The Best Hawker Centres in Singapore

Hawk what? Hawker centre. Hawker centres are what we like to call the heart and soul of Singapore where you see everyone, rich, poor, young and old, all mixed up in an average to a good looking hall filled with little food stalls. We wouldn’t be too wrong to say that Singaporeans favourite pastime is to eat and that they will go far and wide to find the best of the best of each dish. Once they found their favourite, they usually also stay very loyal, keep returning and invite newbies like us to join them for some heart to heart-eating time. Kevin Kwan from Crazy Rich Asians didn’t say “Welcome to Singapore, where arguing about food is the national pastime” for nothing!

These complexes have been developed a long time ago to be quite efficient to clean and organize street food and making sure the vendors all had access to clean water and plumbing. All Hawker centres in Singapore are unique and have incredible stories from their tenants. There are obviously some more popular Hawker Centres for tourists, but there are also the local favourites in addition to any neighbourhood ones!

The Best Hawker Centres in Singapore

Hawkers usually have a dozen stalls that sell all kinds of different food, snacks and drinks. Singapore is (in my opinion) quite expensive, so if you are looking for the cheapest options to eat, going to Hawkers is the way to save your money! Although, it’s not about being cheap. It is the cheapest option BUT also one of the best options for an authentic Singaporean culinary experience in which you can sample all of the cultures of the country in one food hall (or almost all cultures).

So if you are in Singapore, come on, eat like a local and guzzle your way through the national dishes like nasi lemak, laksa, chicken rice satay and more, the list is long, hope you are hungry!

Price of the food at Hawker Centres in Singapore

Dishes are between S$3-12. Higher costs go to usually bigger dishes with fish, seafood, or if you simply order tons of individual items priced as low as 2 dollars. It is also the cheapest way to go for a drink if it is not for buying yourself drinking at home! Bring cash if you go eat at a Hawker and preferably have small denominations. Hawkers usually won’t take cards but bigger ones do have the card option like at Lau Pa Sat, which is more touristy and for people working around the downtown area.

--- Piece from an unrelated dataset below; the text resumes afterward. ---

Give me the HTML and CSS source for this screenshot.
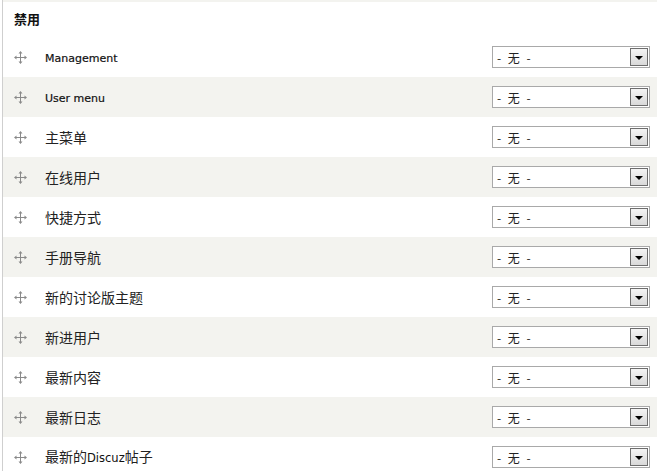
FILE: index.html
```html
<!DOCTYPE html>
<html>
<head>
<meta charset="utf-8">
<link rel="stylesheet" href="styles.css">
</head>
<body>
<div class="page">
  <div class="topstrip"></div>
  <div class="region-title">禁用</div>
  <div class="rows">
    <div class="row"><span class="drag"><svg width="13" height="13" viewBox="0 0 13 13"><path d="M6.5 1.5v10M1.5 6.5h10" stroke="#8a8a8a" stroke-width="1"/><path d="M6.5 0L4.5 2.5h4zM6.5 13L4.5 10.5h4zM0 6.5L2.5 4.5v4zM13 6.5L10.5 4.5v4z" fill="#8a8a8a"/></svg></span><span class="label latin">Management</span><div class="select"><span class="val">- 无 -</span><span class="btn"><span class="tri"></span></span></div></div>
    <div class="row alt"><span class="drag"><svg width="13" height="13" viewBox="0 0 13 13"><path d="M6.5 1.5v10M1.5 6.5h10" stroke="#8a8a8a" stroke-width="1"/><path d="M6.5 0L4.5 2.5h4zM6.5 13L4.5 10.5h4zM0 6.5L2.5 4.5v4zM13 6.5L10.5 4.5v4z" fill="#8a8a8a"/></svg></span><span class="label latin">User menu</span><div class="select"><span class="val">- 无 -</span><span class="btn"><span class="tri"></span></span></div></div>
    <div class="row"><span class="drag"><svg width="13" height="13" viewBox="0 0 13 13"><path d="M6.5 1.5v10M1.5 6.5h10" stroke="#8a8a8a" stroke-width="1"/><path d="M6.5 0L4.5 2.5h4zM6.5 13L4.5 10.5h4zM0 6.5L2.5 4.5v4zM13 6.5L10.5 4.5v4z" fill="#8a8a8a"/></svg></span><span class="label">主菜单</span><div class="select"><span class="val">- 无 -</span><span class="btn"><span class="tri"></span></span></div></div>
    <div class="row alt"><span class="drag"><svg width="13" height="13" viewBox="0 0 13 13"><path d="M6.5 1.5v10M1.5 6.5h10" stroke="#8a8a8a" stroke-width="1"/><path d="M6.5 0L4.5 2.5h4zM6.5 13L4.5 10.5h4zM0 6.5L2.5 4.5v4zM13 6.5L10.5 4.5v4z" fill="#8a8a8a"/></svg></span><span class="label">在线用户</span><div class="select"><span class="val">- 无 -</span><span class="btn"><span class="tri"></span></span></div></div>
    <div class="row"><span class="drag"><svg width="13" height="13" viewBox="0 0 13 13"><path d="M6.5 1.5v10M1.5 6.5h10" stroke="#8a8a8a" stroke-width="1"/><path d="M6.5 0L4.5 2.5h4zM6.5 13L4.5 10.5h4zM0 6.5L2.5 4.5v4zM13 6.5L10.5 4.5v4z" fill="#8a8a8a"/></svg></span><span class="label">快捷方式</span><div class="select"><span class="val">- 无 -</span><span class="btn"><span class="tri"></span></span></div></div>
    <div class="row alt"><span class="drag"><svg width="13" height="13" viewBox="0 0 13 13"><path d="M6.5 1.5v10M1.5 6.5h10" stroke="#8a8a8a" stroke-width="1"/><path d="M6.5 0L4.5 2.5h4zM6.5 13L4.5 10.5h4zM0 6.5L2.5 4.5v4zM13 6.5L10.5 4.5v4z" fill="#8a8a8a"/></svg></span><span class="label">手册导航</span><div class="select"><span class="val">- 无 -</span><span class="btn"><span class="tri"></span></span></div></div>
    <div class="row"><span class="drag"><svg width="13" height="13" viewBox="0 0 13 13"><path d="M6.5 1.5v10M1.5 6.5h10" stroke="#8a8a8a" stroke-width="1"/><path d="M6.5 0L4.5 2.5h4zM6.5 13L4.5 10.5h4zM0 6.5L2.5 4.5v4zM13 6.5L10.5 4.5v4z" fill="#8a8a8a"/></svg></span><span class="label">新的讨论版主题</span><div class="select"><span class="val">- 无 -</span><span class="btn"><span class="tri"></span></span></div></div>
    <div class="row alt"><span class="drag"><svg width="13" height="13" viewBox="0 0 13 13"><path d="M6.5 1.5v10M1.5 6.5h10" stroke="#8a8a8a" stroke-width="1"/><path d="M6.5 0L4.5 2.5h4zM6.5 13L4.5 10.5h4zM0 6.5L2.5 4.5v4zM13 6.5L10.5 4.5v4z" fill="#8a8a8a"/></svg></span><span class="label">新进用户</span><div class="select"><span class="val">- 无 -</span><span class="btn"><span class="tri"></span></span></div></div>
    <div class="row"><span class="drag"><svg width="13" height="13" viewBox="0 0 13 13"><path d="M6.5 1.5v10M1.5 6.5h10" stroke="#8a8a8a" stroke-width="1"/><path d="M6.5 0L4.5 2.5h4zM6.5 13L4.5 10.5h4zM0 6.5L2.5 4.5v4zM13 6.5L10.5 4.5v4z" fill="#8a8a8a"/></svg></span><span class="label">最新内容</span><div class="select"><span class="val">- 无 -</span><span class="btn"><span class="tri"></span></span></div></div>
    <div class="row alt"><span class="drag"><svg width="13" height="13" viewBox="0 0 13 13"><path d="M6.5 1.5v10M1.5 6.5h10" stroke="#8a8a8a" stroke-width="1"/><path d="M6.5 0L4.5 2.5h4zM6.5 13L4.5 10.5h4zM0 6.5L2.5 4.5v4zM13 6.5L10.5 4.5v4z" fill="#8a8a8a"/></svg></span><span class="label">最新日志</span><div class="select"><span class="val">- 无 -</span><span class="btn"><span class="tri"></span></span></div></div>
    <div class="row"><span class="drag"><svg width="13" height="13" viewBox="0 0 13 13"><path d="M6.5 1.5v10M1.5 6.5h10" stroke="#8a8a8a" stroke-width="1"/><path d="M6.5 0L4.5 2.5h4zM6.5 13L4.5 10.5h4zM0 6.5L2.5 4.5v4zM13 6.5L10.5 4.5v4z" fill="#8a8a8a"/></svg></span><span class="label">最新的<span class="latin">Discuz</span>帖子</span><div class="select"><span class="val">- 无 -</span><span class="btn"><span class="tri"></span></span></div></div>
  </div>
</div>
</body>
</html>
```

FILE: styles.css
```css
html, body {
  margin: 0;
  padding: 0;
  background: #fff;
}
body {
  font-family: "DejaVu Sans", "Noto Sans CJK SC", sans-serif;
  color: #222;
  overflow: hidden;
}
.page {
  margin-left: 2px;
  border-left: 1px solid #cfcfcf;
  height: 471px;
}
.topstrip {
  height: 2px;
  background: #f3f3ef;
}
.region-title {
  height: 35px;
  box-sizing: border-box;
  padding: 9px 0 0 11px;
  font-family: "Noto Sans CJK SC", sans-serif;
  font-weight: bold;
  font-size: 13px;
  line-height: 16px;
  color: #111;
}
.row {
  display: flex;
  align-items: center;
  height: 40px;
  background: #fff;
}
.row.alt {
  background: #f3f3ef;
}
.drag {
  width: 13px;
  height: 13px;
  margin-left: 11px;
  display: flex;
}
.label {
  margin-left: 18px;
  font-family: "Noto Sans CJK SC", sans-serif;
  font-size: 14px;
  color: #222;
  flex: 1;
  line-height: 18px;
}
.latin {
  font-family: "DejaVu Sans", sans-serif;
  font-size: 11.5px;
  color: #111;
}
.label.latin {
  font-size: 11px;
  padding-top: 3px;
  -webkit-text-stroke: 0.2px #111;
}
.select {
  width: 158px;
  height: 22px;
  box-sizing: border-box;
  border: 1px solid #a9a9a9;
  background: #fff;
  margin-right: 7px;
  display: flex;
  align-items: center;
  justify-content: space-between;
}
.val {
  padding-left: 4px;
  font-family: "Noto Sans CJK SC", sans-serif;
  font-size: 12px;
  color: #222;
  white-space: pre;
  word-spacing: 4px;
}
.btn {
  width: 18px;
  height: 18px;
  box-sizing: border-box;
  margin-right: 1px;
  border: 1px solid #6e6e6e;
  background: linear-gradient(#f4f4f4, #d9d9d9);
  display: flex;
  align-items: center;
  justify-content: center;
}
.tri {
  width: 0;
  height: 0;
  border-left: 4px solid transparent;
  border-right: 4px solid transparent;
  border-top: 4px solid #000;
  margin-top: 2px;
}
```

The Best Hawker Centres in Singapore

Advice when eating at Hawker Centres in Singapore

You may notice random items on tables with no one sat around. It’s called Chopping your place. That is how locals reserve a seat or table, by simply placing a business card, but usually any item like a tissue pack, an umbrella, a water bottle, etc, and it’ll be waiting for you when you get back. Crime is so uncommon in Singapore so people do honour that reservation system they call “chope”. Note that it is common to share a table with strangers.

Speaking of tissues, do bring some and hand sanitizer because there are no napkins in most Hawkers in Singapore (99% won’t have tissues for you!), but if you don’t have any, usually cute aunties or uncles walk around selling some for a buck or two. Now that you know the basics, get ready to be overwhelmed with amazing smells and food options and dive on in!

Sometimes, do try to remember your table number because some hawker stalls will bring the food directly to your table when it’s ready. If the stall says “self-service” means they will not so simply wait at the stall until it’s ready.

The Best Hawker Centres in Singapore

When you’re finished eating sometimes there are areas where you shold bring your plates. At some hawkers, you can leave your table exactly as it is as they have employees who clean up after you. The beauty of eating at hawkers is that you eat in dishes that are washed and reused. Singapore isn’t great with its initiatives to reduce plastic so this practice is great considering that.

Most popular Hawker Centres for expats and tourists are the ones in Telok Ayer, Chinatown, Amoy Street and Maxwell Road. Locals sometimes find better alternatives at other Hawkers all around Singapore! So let’s start with these more popular ones to others you should really visit also if you have more time in Singapore!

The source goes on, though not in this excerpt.